Again, this is antithetical to how I grew up learning — how we tend to structure, and plan, and strategize, and imagine that we can bring about change. But really it's just about honoring reality.

In our lives, we know that life does not proceed by strategic plan, that our strengths and certainties are rarely the most reliable catalyst for genuine transformation — we know that in life, day-to-day, in our workplaces, in our families, in our fields of work. The things that don't go according to plan or what goes according to plan and leaves us wanting, the failures, the mistakes, the things we call serendipity or coincidence or miracle or tragedy — these are defining features not just of how we live, but how we grow. They do not proceed by strategic plan. They emerge moment to moment, relationship to relationship, conversation by conversation, experience by experience.

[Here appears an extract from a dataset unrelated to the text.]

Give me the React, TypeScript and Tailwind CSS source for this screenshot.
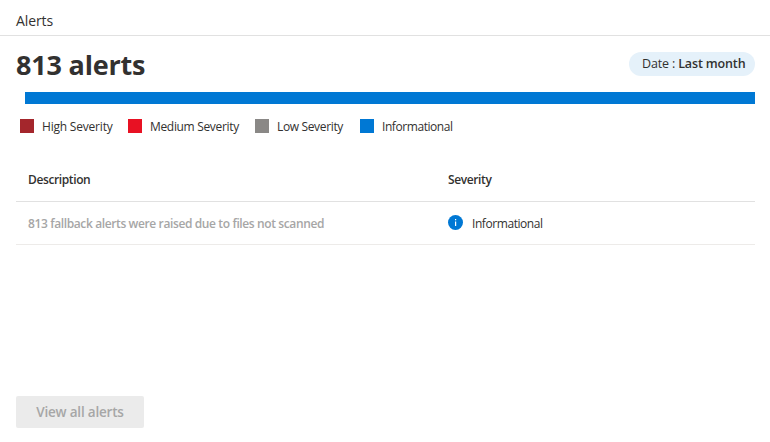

Take all of this as food for thought, for pondering in your head, and on paper, and in conversation with people you care about as you move through the interactions of your days. I want actually to give adrienne the last word here as I close:

brown: This is, to me, the most exciting thing right now: we are aware, if we wake up, we are in a place where we can create so much history and so much change. Everything is falling apart, but also, new things are possible. And Octavia said that “[t]here’s nothing new / under the sun, / but there are new suns.” We are in a time of new suns. We’re in a time of new suns. We have no idea what we could be, but everything that we have been is falling apart. So it’s time to change. And we can be mindful about that. That’s exciting.